I explain about the DH family. He introduces himself, explaining which business is his, where he lives, in which house, that his father came from Germany in 1916, and the meaning of their family name in German. Clearly he’s a key figure in the town. His friendly readiness to strike up a conversation is an ideal introduction to Eagle society. It turns out to be standard courtesy here that in a conversation of any length, people will explain their roles in the town, and the history of their arrival or that of their ancestors and origin.
As a return verbal calling card, I put together my true story; that way people can fit me in to the fabric as well. “Today I live in City N. for the climate, but have always missed the people of this state.
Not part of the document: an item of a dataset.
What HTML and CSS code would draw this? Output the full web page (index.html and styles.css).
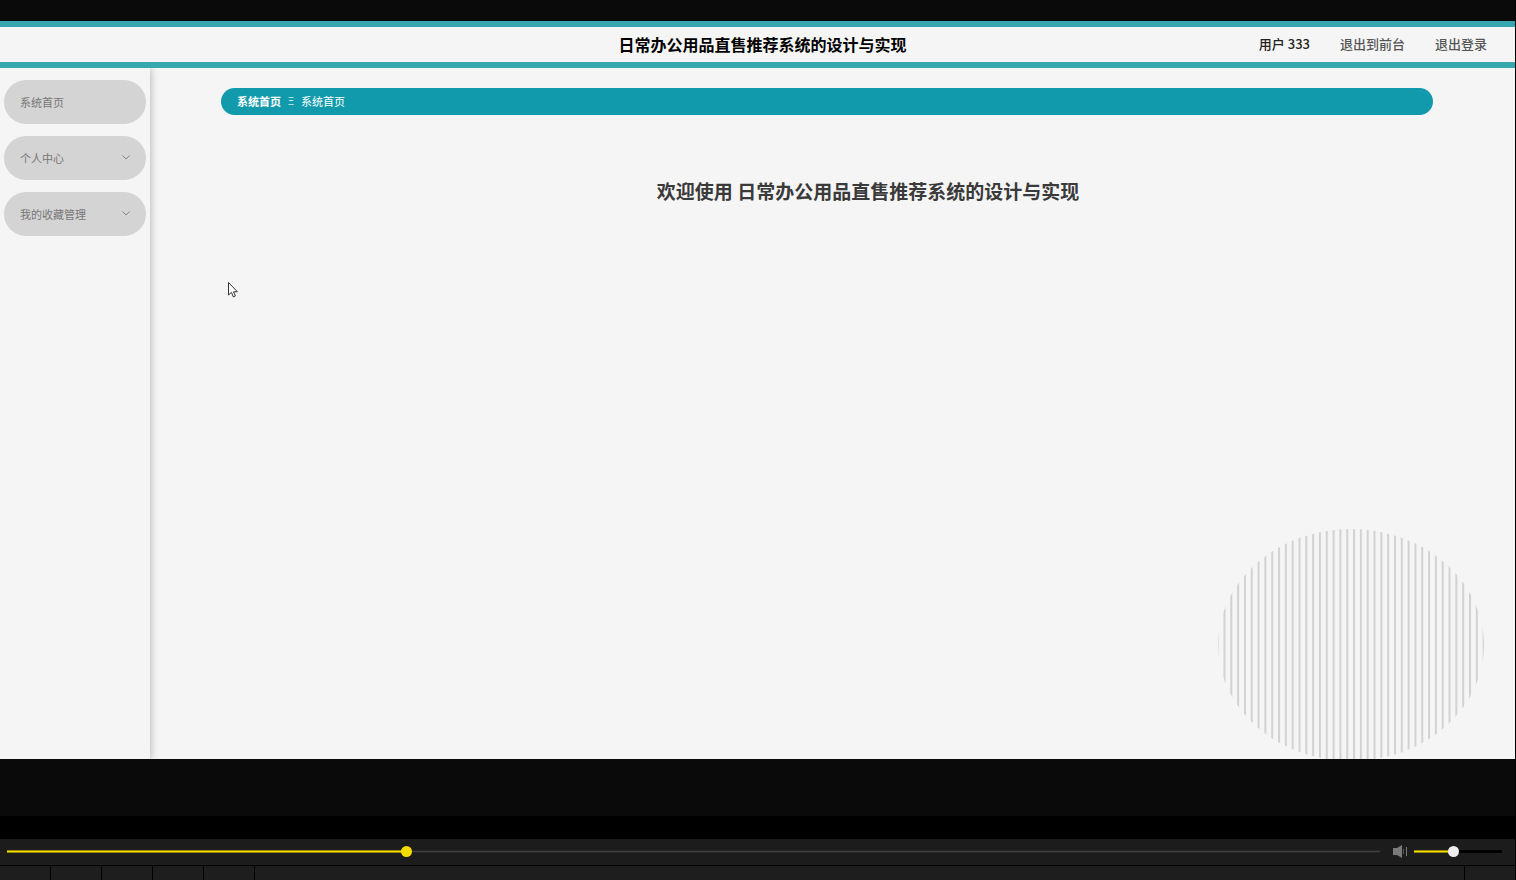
FILE: index.html
```html
<!DOCTYPE html>
<html lang="zh-CN">
    <head>
        <meta charset="utf-8">
        <title>日常办公用品直售推荐系统的设计与实现</title>
        <link rel="stylesheet" href="styles.css">
    </head>
    <body>
        <div class="screen">
            <header class="top">
                <h1>日常办公用品直售推荐系统的设计与实现</h1>
                <nav class="user-nav">
                    <span class="user">用户 333</span>
                    <a href="#">退出到前台</a>
                    <a href="#">退出登录</a>
                </nav>
            </header>

            <div class="main">
                <!-- 左侧菜单 -->
                <ul class="menu">
                    <li><a class="menu-item" href="#">系统首页</a></li>
                    <li>
                        <button class="menu-item" type="button">个人中心
                            <svg class="arrow" viewBox="0 0 8 7"><path d="M0.5 0.5 L4 4 L7.5 0.5"/></svg>
                        </button>
                    </li>
                    <li>
                        <button class="menu-item" type="button">我的收藏管理
                            <svg class="arrow" viewBox="0 0 8 7"><path d="M0.5 0.5 L4 4 L7.5 0.5"/></svg>
                        </button>
                    </li>
                </ul>

                <!-- 右侧内容 -->
                <main class="content">
                    <div class="breadcrumb">
                        <b>系统首页</b>
                        <span class="sep">Ξ</span>
                        <span>系统首页</span>
                    </div>
                    <h2>欢迎使用 日常办公用品直售推荐系统的设计与实现</h2>
                    <svg class="stripes" viewBox="0 0 390 230" preserveAspectRatio="none">
                        <defs>
                            <pattern id="bars" x="-2" width="10" height="230" patternUnits="userSpaceOnUse">
                                <rect width="3" height="230" fill="#d2d2d2"/>
                            </pattern>
                        </defs>
                        <ellipse cx="195" cy="116" rx="195" ry="116" fill="url(#bars)"/>
                    </svg>
                </main>
            </div>

            <!-- 鼠标指针 -->
            <svg class="cursor" viewBox="0 0 10 16">
                <path d="M0.5 0.5 V13 L3.4 10.4 L5.4 15 L7.4 14 L5.5 9.8 H9.4 Z"/>
            </svg>
        </div>

        <div class="gap"></div>

        <!-- 播放器 -->
        <div class="player">
            <input class="seek" type="range" min="0" max="1000" value="289" aria-label="播放进度">
            <button class="mute" type="button" aria-label="静音">
                <svg viewBox="0 0 14 13">
                    <path d="M0 3 H4 L9 0 V13 L4 10 H0 Z" fill="#7a7a7a"/>
                    <path d="M10.5 4 V9" stroke="#555"/>
                    <path d="M13.5 2 V11" stroke="#777"/>
                </svg>
            </button>
            <input class="volume" type="range" min="0" max="100" value="44" aria-label="音量">
        </div>
        <div class="toolbar">
            <span></span>
            <span></span>
            <span></span>
            <span></span>
            <span></span>
            <span class="last"></span>
        </div>
    </body>
</html>
```

FILE: styles.css
```css
*{
    margin: 0;
    padding: 0;
    box-sizing: border-box;
}
body{
    height: 100vh;
    display: flex;
    flex-direction: column;
    overflow: hidden;
    background-color: #000;
    font-family: "Noto Sans CJK SC", "Open Sans", sans-serif;
}
a{
    color: inherit;
    text-decoration: none;
}
button{
    border: none;
    background: none;
    font-family: inherit;
    cursor: pointer;
}

/*视频画面*/
.screen{
    position: relative;
    flex: 1;
    display: flex;
    flex-direction: column;
    margin-right: 1px;
    background-color: #f5f5f5;
    border-top: 21px solid #0a0a0a;
    border-bottom: 57px solid #0a0a0a;
}

/*顶部*/
.top{
    height: 47px;
    padding: 0 28px 2px 38px;
    border-top: 6px solid #37a8af;
    border-bottom: 6px solid #37a8af;
    display: grid;
    grid-template-columns: 1fr auto 1fr;
    align-items: center;
}
.top h1{
    grid-column: 2;
    font-size: 16px;
    line-height: 24px;
    color: #000;
}
.user-nav{
    display: flex;
    justify-content: flex-end;
    gap: 30px;
    font-size: 13px;
    line-height: 20px;
    font-weight: 500;
    color: #555;
}
.user{
    color: #222;
}

/*菜单和内容*/
.main{
    flex: 1;
    display: flex;
}
.menu{
    width: 150px;
    padding: 12px 4px;
    list-style: none;
    display: flex;
    flex-direction: column;
    gap: 12px;
    box-shadow: 0 0 8px rgba(0, 0, 0, 0.3);
    clip-path: inset(0 -10px 0 0);
}
.menu-item{
    width: 100%;
    height: 44px;
    padding: 0 16px;
    border-radius: 22px;
    background-color: #d4d4d4;
    color: #777;
    font-size: 11px;
    line-height: 16px;
    display: flex;
    justify-content: space-between;
    align-items: center;
}
.arrow{
    width: 8px;
    height: 7px;
    fill: none;
    stroke: #888;
}
.content{
    flex: 1;
    padding: 20px 0 0 71px;
    display: flex;
    flex-direction: column;
}
.breadcrumb{
    height: 27px;
    margin-right: 82px;
    padding: 0 16px 2px;
    border-radius: 14px;
    background-color: #119aac;
    color: #fff;
    font-size: 11px;
    line-height: 16px;
    display: flex;
    align-items: center;
    gap: 7px;
}
.sep{
    font-family: "Open Sans", sans-serif;
    opacity: 0.8;
}
.content h2{
    margin-top: 62px;
    font-size: 19px;
    line-height: 28px;
    text-align: center;
    color: #3a3a3a;
}
.stripes{
    width: 266px;
    height: 230px;
    margin: auto 31px 0 auto;
}
.cursor{
    position: absolute;
    left: 228px;
    top: 261px;
    width: 10px;
    height: 16px;
    fill: #fff;
    stroke: #333;
}

/*播放器*/
.gap{
    height: 23px;
}
.player{
    height: 26px;
    margin-right: 1px;
    padding: 0 13px 2px 7px;
    background-color: #1c1c1c;
    display: flex;
    align-items: center;
}
input[type="range"]{
    -webkit-appearance: none;
    appearance: none;
    height: 11px;
    background: none;
}
input[type="range"]::-webkit-slider-runnable-track{
    height: 3px;
}
input[type="range"]::-webkit-slider-thumb{
    -webkit-appearance: none;
    width: 11px;
    height: 11px;
    margin-top: -4px;
    border-radius: 50%;
}
.seek{
    flex: 1;
}
.seek::-webkit-slider-runnable-track{
    background: linear-gradient(#f5dc00, #f5dc00) 0 1px / 29% 1px no-repeat,
                linear-gradient(#9a8a00, #9a8a00) 0 0 / 29% 3px no-repeat,
                linear-gradient(#404040, #404040) 0 1px / 100% 1px no-repeat,
                #262626;
}
.seek::-webkit-slider-thumb{
    background-color: #f5dc00;
}
.mute{
    width: 14px;
    height: 13px;
    margin: 0 7px 0 13px;
}
.mute svg{
    display: block;
    width: 14px;
    height: 13px;
}
.volume{
    width: 88px;
}
.volume::-webkit-slider-runnable-track{
    background: linear-gradient(#f5dc00, #f5dc00) 0 1px / 44% 1px no-repeat,
                linear-gradient(#9a8a00, #9a8a00) 0 0 / 44% 3px no-repeat,
                #000;
}
.volume::-webkit-slider-thumb{
    background-color: #eee;
}

/*底部按钮栏*/
.toolbar{
    height: 15px;
    margin-right: 1px;
    border-top: 1px solid #000;
    background-color: #1e1e1e;
    display: flex;
}
.toolbar span{
    width: 51px;
    border-right: 1px solid #000;
}
.toolbar .last{
    margin-left: auto;
    border-right: none;
    border-left: 1px solid #000;
}
```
I used to live here too, just 84 miles away from Eagle; I got a graduate degree at the University there, and my classmate from 1982 kept in touch. He just bought a house here with his family. He has talked on and on about how wonderful Eagle is. Well, he did a pretty lackluster job, because it’s so much better than I could have imagined. Your town is beautiful. You’ve done a wonderful job of preserving and restoring its historic features and cultural life.” My role as a stranger from a big city is to take the initiative, to greet every person: You have my full attention and respect. So does your town. I am here to admire and be friendly. In every interaction I point out something good about Eagle: the April weather, this view, that set of trees, a historic building. In response, the residents invariably offer to guide me over to some interesting feature, or they tell me how to find some other resident who shares my interests, or they let me know about some worthwhile resource or upcoming event. Not a single resident, all week, communes with a cell phone while walking down the street. They are alert to one another and ready to greet me, with handshakes, shoulder pats, and even “God bless you”s.
There are plenty of sights to explore here. But I already suspect that my favorite sight will be the people.